Naturally the understanding of the text will vary widely from one interpreter to another; similarly performances of the same score can sound very different in the hands of different performers (or even the same performers at different times).  Not only is this inevitable, but it is good.  Just like the different members of the body of Christ (even in the limited sphere of musical interpreters), the members have individual identities.  Isaiah 43 tells of a preserved Israel called “by name” to be a witness.  Individuality is not lost, even in corporate calling.
     C. S. Lewis writes that the Christian’s “whole destiny is in being as little as possible ourselves, in acquiring a fragrance that is not our own but borrowed, in becoming clean mirrors filled with the image of a face that is not its own” [p. 7].   Lest I seem to be at odds with this, a concrete example may help to clarify my point.  A pianist learns a Mozart sonata; she commits it to memory, developing an interpretation that is faithful to the musical notation such as she has it, and also satisfies her own musical sensibilities.  When she goes onto the platform and sits before the instrument, she is an incarnation—her body will be the means which translates the interpretation of the music into sound; and in a sense she “dies to herself”:  she becomes wholly consumed by the communication of this interpretation, which speaks for her although she did not conceive the notes.  She has become a reflection of a face not her own; but at the same time, the reflection is her own, and the auditors may relish the subtle or striking differences between Alicia de la Rocha, Maria-João Pires, Martha Argerich, Mitsuko Uchida, or Hélène Grimaud.  We are called to be like Christ—“little Christs,” to quote Lewis again [p. 54]—but due to our many different gifts and contexts, those little Christs will look a bit different.  Vive la différence:  Christ is too big for anything that any one little Christ could manifest.  
     In the discussion above I have set aside the role of editors, text critics and translators in the mediation of the text between its source and its ultimate recipients.  Just as surely as performers and readers interpret the texts before them, however, so too do the scholars who establish the text to be presented.  And just as any one “little Christ” cannot exhibit the whole Truth, the whole “work” is well beyond the scope of any of the parties involved.  In an interesting review of the Del Mar editions, scholar and editor Clive Brown makes just this point, coupled with a corresponding concern over an obsession with literalism:
Despite Beethoven’s concern to see his works published without palpable mistakes, his concept of what was essential in them was very different from that of a modern editor.  It seems clear that Beethoven did not see the musical impact of his works as being so closely tied to the literal meaning of their texts as we have been inclined to do for much of the twentieth century….  Del Mar’s propensity to endorse one version of the text to the exclusion of all others suggests a misplaced sense of duty toward Beethoven the creator, and sometimes flies in the face of our increasing understanding of the relationship between text and performance in Beethoven’s time.

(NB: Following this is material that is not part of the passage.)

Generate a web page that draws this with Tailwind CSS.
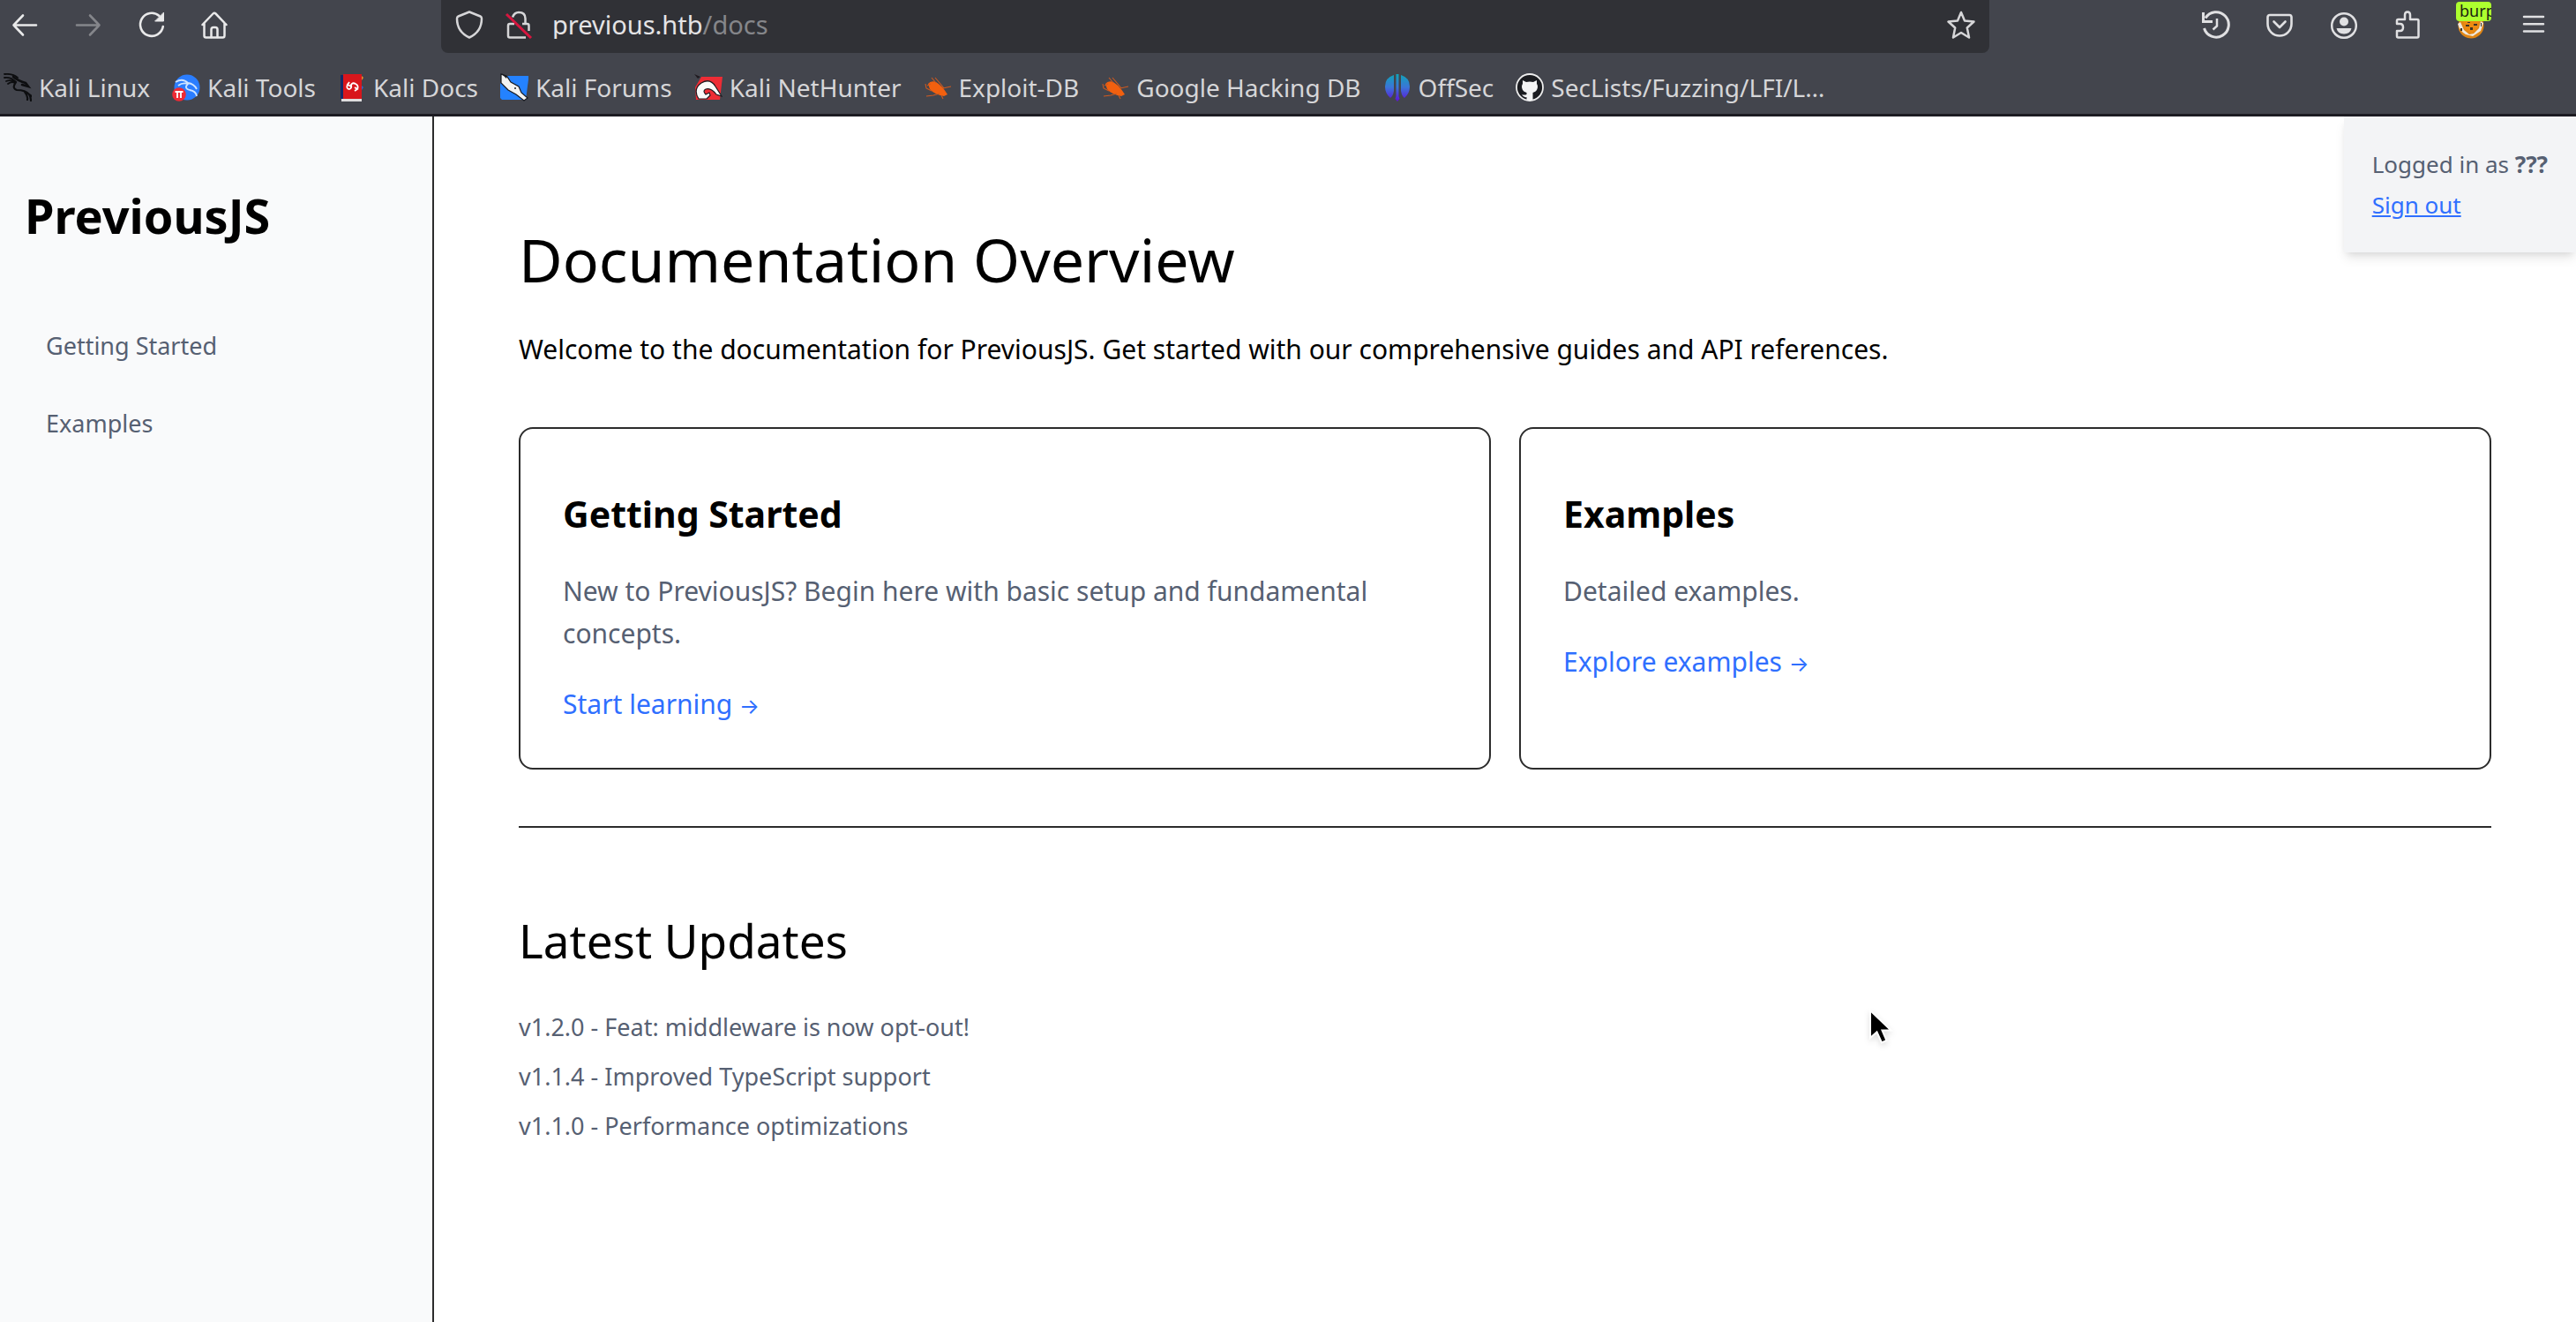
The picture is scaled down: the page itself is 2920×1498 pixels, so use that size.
<!DOCTYPE html>
<html lang="en">
<head>
    <meta charset="UTF-8">
    <meta name="viewport" content="width=device-width, initial-scale=1.0">
    <title>PreviousJS - Documentation</title>
    <!-- Tailwind CSS CDN -->
    <script src="https://cdn.jsdelivr.net/npm/@tailwindcss/browser@4"></script>
</head>
<body class="flex flex-col min-h-screen bg-white text-black font-['Noto_Sans',sans-serif]">
    <!-- Browser bar -->
    <header class="bg-[#43454d] border-b-3 border-[#1c1b22] text-[#d6d6d8]">
        <div class="flex h-[60px]">
            <div class="flex gap-10 w-[500px] shrink-0 pl-3 pt-3 text-[#e9e9ea]">
                <button type="button" aria-label="Back" class="size-8">
                    <svg viewBox="0 0 32 32" class="size-8" fill="none" stroke="currentColor" stroke-width="2.6" stroke-linecap="round" stroke-linejoin="round"><path d="M29 16.5H3.500M14 5.500L3.500 16.500L14 27.500"/></svg>
                </button>
                <button type="button" aria-label="Forward" class="size-8 text-[#85868b]">
                    <svg viewBox="0 0 32 32" class="size-8" fill="none" stroke="currentColor" stroke-width="2.6" stroke-linecap="round" stroke-linejoin="round"><path d="M3 16.500H28.500M18 5.500L28.500 16.500L18 27.500"/></svg>
                </button>
                <button type="button" aria-label="Reload" class="size-8">
                    <svg viewBox="0 0 32 32" class="size-8" fill="none" stroke="currentColor" stroke-width="2.6" stroke-linecap="round"><path d="M28.800 18A13 13 0 1 1 24.500 6"/><path d="M29.500 2.500V12H20Z" fill="currentColor" stroke-width="1"/></svg>
                </button>
                <button type="button" aria-label="Home" class="size-8">
                    <svg viewBox="0 0 32 32" class="size-8" fill="none" stroke="currentColor" stroke-width="2.500" stroke-linecap="round" stroke-linejoin="round"><path d="M1.500 16L13.500 3.500Q15 2 16.500 3.500L28.500 16M3.500 14V28.500Q3.500 30.500 5.500 30.500H24.500Q26.500 30.500 26.500 28.500V14"/><path d="M11.500 30V21.500Q11.500 19 14 19H16Q18.500 19 18.500 21.500V30"/></svg>
                </button>
            </div>
            <div class="flex flex-1 min-w-0 bg-[#303136] rounded-b-lg px-4 pt-3">
                <svg viewBox="0 0 32 32" class="size-8 shrink-0" fill="none" stroke="currentColor" stroke-width="2.500" stroke-linejoin="round"><path d="M16 1.500L28.500 6.500Q30 7.200 30 9Q30 24 16 30.500Q2 24 2 9Q2 7.200 3.500 6.500Z"/></svg>
                <svg viewBox="0 0 32 32" class="size-8 shrink-0 ml-6" fill="none" stroke="currentColor" stroke-width="2.500" stroke-linejoin="round"><path d="M9 7.500Q11 2 16 2Q23.500 2 23.500 9V14.500M27.500 23V17Q27.500 15 25.500 15H20M11 15H6Q4 15 4 17V28.500Q4 30.500 6 30.500H24"/><path d="M2 4L30 31" stroke="#d7163f" stroke-width="3"/></svg>
                <label class="flex h-8 items-center ml-[22px] text-[29px] leading-8">
                    <input type="text" aria-label="Address" value="previous.htb" class="field-sizing-content text-[#e4e4e6] outline-none">
                    <span class="text-[#85868a]">/docs</span>
                </label>
                <button type="button" aria-label="Bookmark this page" class="size-8 ml-auto">
                    <svg viewBox="0 0 32 32" class="size-8" fill="none" stroke="currentColor" stroke-width="2.500" stroke-linejoin="round"><path d="M16 2L20 11.500L30.500 12.500L22.800 19.500L25 30.500L16 25L7 30.500L9.200 19.500L1.500 12.500L12 11.500Z"/></svg>
                </button>
            </div>
            <div class="flex justify-end gap-10 w-[665px] shrink-0 pr-8 pt-3 text-[#e0e0e2]">
                <button type="button" aria-label="History" class="size-8">
                    <svg viewBox="0 0 32 32" class="size-8" fill="none" stroke="currentColor" stroke-width="3"><path d="M4 8.500A14.200 14.200 0 1 1 2.500 20M1.500 2V12.500H12"/><path d="M17 9V17.500L12.500 21.500" stroke-width="2.500"/></svg>
                </button>
                <button type="button" aria-label="Save to Pocket" class="size-8">
                    <svg viewBox="0 0 32 32" class="size-8" fill="none" stroke="currentColor" stroke-width="2.600" stroke-linecap="round" stroke-linejoin="round"><path d="M5 5H27Q29.500 5 29.500 7.500V15A13.500 13.500 0 0 1 2.500 15V7.500Q2.500 5 5 5Z"/><path d="M9.500 12.500L16 19L22.500 12.500"/></svg>
                </button>
                <button type="button" aria-label="Account" class="size-8">
                    <svg viewBox="0 0 32 32" class="size-8" fill="none" stroke="currentColor" stroke-width="2.500"><circle cx="17" cy="17" r="13.800"/><circle cx="17" cy="12.500" r="5" fill="currentColor" stroke="none"/><path d="M8.500 20H25.500Q24 26.500 17 26.500T8.500 20Z" fill="currentColor" stroke="none"/></svg>
                </button>
                <button type="button" aria-label="Extensions" class="size-8">
                    <svg viewBox="0 0 32 32" class="size-8" fill="none" stroke="currentColor" stroke-width="2.500" stroke-linejoin="round"><path d="M5 15V11.500Q5 10 6.500 10H14V5Q14 1.500 17 1.500T20 5V10H28Q29.500 10 29.500 11.500V29Q29.500 30.500 28 30.500H6.500Q5 30.500 5 29V23H8.500Q12 23 12 19T8.500 15H5Z"/></svg>
                </button>
                <button type="button" aria-label="FoxyProxy" class="relative size-8">
                    <svg viewBox="0 0 32 32" class="size-8"><circle cx="17" cy="17" r="14.500" fill="#e08514"/><path d="M2 15L5 13L9 22L15 27L20 26L26 20L28 12L31 14L28 23L19 29L11 27Q4 23 2 15Z" fill="#efe9df"/><path d="M8 12H26L25 19L18 26L10 21Z" fill="#ec8a12"/><path d="M11 16h4v2h-4zM20 15h4v2h-4zM16 19h3v3h-3zM5 20h2v3h-2zM28 14h1v4h-1zM13 13h3v1h-3z" fill="#3c3326"/></svg>
                    <span class="absolute left-0 -top-2.5 w-10 h-[22px] overflow-hidden rounded-sm bg-[#adff2f] pl-1 text-left text-[18px] leading-5 text-[#1c2410]">burp</span>
                </button>
                <button type="button" aria-label="Menu" class="size-8">
                    <svg viewBox="0 0 32 32" class="size-8" stroke="currentColor" stroke-width="2.500" stroke-linecap="round"><path d="M5 7H27M5 15.200H27M5 23.500H27"/></svg>
                </button>
            </div>
        </div>

        <!-- Bookmarks -->
        <nav aria-label="Bookmarks" class="flex items-center gap-[25px] h-[69px] pt-2 pl-1 text-[28px] leading-10 whitespace-nowrap">
            <a href="#" class="flex items-center gap-2">
                <svg viewBox="0 0 32 32" class="size-8" fill="none" stroke="#0d0e10" stroke-linecap="round"><path d="M1 1Q10 0 16 5M1 5Q8 4 13 9M3 9Q8 7 13 10M5 12Q9 9 13 11" stroke-width="1.800"/><path d="M11 4Q17 9 25 11L28 15L21 13" stroke-width="2.600"/><path d="M14 10Q9 17 15 19Q25 19 29 24Q31 27 31 31M24 21Q28 26 27 30M29 24L32 26" stroke-width="2.200"/></svg>
                Kali Linux
            </a>
            <a href="#" class="flex items-center gap-2">
                <svg viewBox="0 0 32 32" class="size-8"><circle cx="17" cy="16" r="14.500" fill="#2a7dff"/><path d="M4 10Q12 5 18 11Q25 12 28 18M7 14Q12 10 18 12Q13 17 20 19Q27 20 28 26" fill="none" stroke="#cfe4ff" stroke-width="1.800"/><circle cx="8" cy="24" r="7.800" fill="#ee2a35"/><path d="M3.500 21H12.500M6 21V28M10 21V28" stroke="#fff" stroke-width="1.800"/></svg>
                Kali Tools
            </a>
            <a href="#" class="flex items-center gap-2">
                <svg viewBox="0 0 32 32" class="size-8"><path d="M3 2H7V29H3Z" fill="#142a66"/><path d="M6 1H27V29H6Z" fill="#d8161c"/><path d="M4 29H27V32H4Z" fill="#dedede"/><path d="M27 3L29 5L27 8Z" fill="#e8902a"/><path d="M27 14L29 16L27 19Z" fill="#3566c8"/><path d="M11 12Q9 18 13 18Q16 17 15 13Q17 10 20 12Q24 14 22 18M13 10L11 13L15 15M19 20L22 18L19 16" fill="none" stroke="#fff" stroke-width="1.800"/></svg>
                Kali Docs
            </a>
            <a href="#" class="flex items-center gap-2">
                <svg viewBox="0 0 32 32" class="size-8"><path d="M6 3H32V7L29 30H2L0 28V12Z" fill="#2482ff"/><path d="M1 1L8 4L12 10L21 15L24 22L31 28L27 31L18 24L9 19L1 11Z" fill="#f4f4f2" stroke="#191b20" stroke-width="1.200"/><path d="M1 0L8 3L7 6Z" fill="#191b20"/><circle cx="17" cy="17" r="1" fill="#191b20"/></svg>
                Kali Forums
            </a>
            <a href="#" class="flex items-center gap-2">
                <svg viewBox="0 0 32 32" class="size-8"><path d="M8 4H32L29 30H2L1 16Z" fill="#ee2c35"/><path d="M5 29Q-2 18 8 11Q18 5 24 15L31 26L25 24Q19 16 13 18Q9 20 13 24L17 22L18 25L14 29Z" fill="#fafafa" stroke="#201a20" stroke-width="1.200"/><path d="M0 1L7 4L4 6Z" fill="#201a20"/></svg>
                Kali NetHunter
            </a>
            <a href="#" class="flex items-center gap-2">
                <svg viewBox="0 0 32 32" class="size-8"><path d="M5 12Q8 8 14 10Q21 14 27 24L23 26Q12 24 7 18Z" fill="#f2600f"/><path d="M2 12L3 17L9 20M9 5L14 11M13 5L19 12L23 17M22 17L31 15M3 26L11 25L18 23M20 25L22 29M4 14L8 12" fill="none" stroke="#cf5a20" stroke-width="1.100"/></svg>
                Exploit-DB
            </a>
            <a href="#" class="flex items-center gap-2">
                <svg viewBox="0 0 32 32" class="size-8"><path d="M5 12Q8 8 14 10Q21 14 27 24L23 26Q12 24 7 18Z" fill="#f2600f"/><path d="M2 12L3 17L9 20M9 5L14 11M13 5L19 12L23 17M22 17L31 15M3 26L11 25L18 23M20 25L22 29M4 14L8 12" fill="none" stroke="#cf5a20" stroke-width="1.100"/></svg>
                Google Hacking DB
            </a>
            <a href="#" class="flex items-center gap-2">
                <svg viewBox="0 0 32 32" class="size-8"><defs><linearGradient id="offsec" gradientUnits="userSpaceOnUse" x1="0" y1="1" x2="0" y2="31"><stop offset="0" stop-color="#10a5b8"/><stop offset="0.500" stop-color="#3b74d8"/><stop offset="1" stop-color="#5c16d8"/></linearGradient></defs><path d="M12 2V20Q11 26 8 28Q2 23 2 15Q2 5 12 2ZM20 2V20Q21 26 24 28Q30 23 30 15Q30 5 20 2ZM14.500 1H17.500V26L18.500 29L16 32L13.500 29L14.500 26Z" fill="url(#offsec)"/></svg>
                OffSec
            </a>
            <a href="#" class="flex items-center gap-2">
                <svg viewBox="0 0 32 32" class="size-8"><circle cx="16" cy="16" r="15" fill="#1b1c20" stroke="#ececec" stroke-width="1.800"/><path d="M8 8L12 10Q16 9 20 10L24 8V12Q26 15 24 19Q23 21 19.500 22V30.500Q16 31.500 12.500 30.500V27Q9 28 7 24Q10 25 12.500 24V22Q9 21 8 19Q6 15 8 12Z" fill="#f4f4f4"/></svg>
                SecLists/Fuzzing/LFI/L…
            </a>
        </nav>
    </header>

    <!-- Page -->
    <div class="relative flex flex-1">
        <aside class="w-[492px] shrink-0 bg-gray-50 border-r-2 border-[#2c2c2c] px-7 pt-[76px]">
            <h2 class="text-[54px] leading-[72px] font-bold">PreviousJS</h2>
            <nav aria-label="Documentation" class="flex flex-col gap-4 mt-[76px] text-[27px] leading-10 text-[#566072]">
                <a href="#" class="px-6 py-4">Getting Started</a>
                <a href="#" class="px-6 py-4">Examples</a>
            </nav>
        </aside>

        <main class="flex-1 min-w-0 px-24 pt-[122px] pb-24">
            <h1 class="text-[68px] leading-20">Documentation Overview</h1>
            <p class="mt-[38px] text-[30px] leading-12">Welcome to the documentation for PreviousJS. Get started with our comprehensive guides and API references.</p>

            <div class="grid grid-cols-2 gap-8 mt-16">
                <section class="border-2 border-[#2c2c2c] rounded-2xl p-12 text-[30px] leading-12">
                    <h2 class="mt-5 text-[41px] leading-14 font-bold">Getting Started</h2>
                    <p class="mt-9 text-[#566072]">New to PreviousJS? Begin here with basic setup and fundamental concepts.</p>
                    <a href="#" class="block mt-8 text-[#2f6fff]">Start learning <span class="font-[Inter] text-[24px] leading-none">→</span></a>
                </section>
                <section class="border-2 border-[#2c2c2c] rounded-2xl p-12 text-[30px] leading-12">
                    <h2 class="mt-5 text-[41px] leading-14 font-bold">Examples</h2>
                    <p class="mt-9 text-[#566072]">Detailed examples.</p>
                    <a href="#" class="block mt-8 text-[#2f6fff]">Explore examples <span class="font-[Inter] text-[24px] leading-none">→</span></a>
                </section>
            </div>

            <section class="mt-16 border-t-2 border-[#2c2c2c] pt-24">
                <h2 class="text-[53px] leading-16">Latest Updates</h2>
                <ul class="flex flex-col gap-4 mt-[46px] text-[27px] leading-10 text-[#566072]">
                    <li>v1.2.0 - Feat: middleware is now opt-out!</li>
                    <li>v1.1.4 - Improved TypeScript support</li>
                    <li>v1.1.0 - Performance optimizations</li>
                </ul>
            </section>
        </main>

        <!-- Session info -->
        <div class="absolute top-0 right-0 bg-gray-100 px-8 pt-[34px] pb-[34px] text-[26px] leading-10 text-[#566072] shadow-[0_8px_12px_-2px_rgba(0,0,0,0.1),0_4px_8px_-4px_rgba(0,0,0,0.1)]">
            <p>Logged in as <b>???</b></p>
            <a href="#" class="block mt-1.5 text-[#2f6fff] underline">Sign out</a>
        </div>

        <!-- Mouse pointer -->
        <svg viewBox="0 0 28 44" class="absolute left-[2118px] top-[1010px] w-7 h-11 drop-shadow-md pointer-events-none"><path d="M2 3V34L9.500 27.500L15 39.500L20.500 37L15.500 25.500H25.500Z" fill="#000" stroke="#fff" stroke-width="2"/></svg>
    </div>
</body>
</html>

In this, as in many other areas, truth may well lie in variety rather than unity [p. 915].
Establishing a credible text is a crucial interpretive element in the chain of mediation; very often the editor’s dilemma is choosing between different competing truths.  Just as performances differ, editions will naturally differ as well.   Neither the editor nor the subsequent users should not be deceived into a false sense of objectivity.  Walter Emery insisted that an editor’s musical sense is useful 
only so long as he never allows himself to imagine that his work is primarily a form of applied musicianship.  The question uppermost in his mind must be not ‘Which is better?’ but ‘What happened?’   He should use his aesthetic judgment as little as possible, and work as much as possible like a scientist:  or more accurately, like a detective, since he has to deal not only with facts, but also with human habits and motives [p. 35].
     I disagree:  to be involved in editing at all is to be motivated by a desire to make available a better text.  The pursuit of that text is to be done with great scientific rigor, and decisions must be made based on the evidence at hand, but the interpretation of musical evidence requires musical sensibility.  I agree with Brown:  confronting diversity brings us closer to the truth.  If my editorial work on texts has done nothing else for me, it has forced me to confront the insufficiency of musical notation to record what is truly vital about music.  A good performance is not one which mechanically translates the symbols on the page into some conventionally-accepted sonic equivalent, but one in which the musicality and personality of the performer meet the musicality and personality of the composer via the text (and then ultimately communicate that to the audience through the sound).  A very similar thing might be said of a good edition.  To put it glibly, perhaps, Beethoven has no hands but ours, but multiple hands will yield not only multiple but indeed different Beethovens....

It is just as well that the handbook project never happened:  I think the ramblings I have quoted above might have scared away precisely those students I was hoping to reach.  And I found a much better outlet for these thoughts, having had a few more years to mull them over.  Settling Scores emanates directly out of the work I did for that aborted project, and I expect that Ive had a far wider readership in those posts, where I have left the theological aspects only implicit. I hope that those who have ears to hear will hear and be encouraged.  If Christian scholarship means anything, it is that there is nothing out there anywhere of which we should be afraid.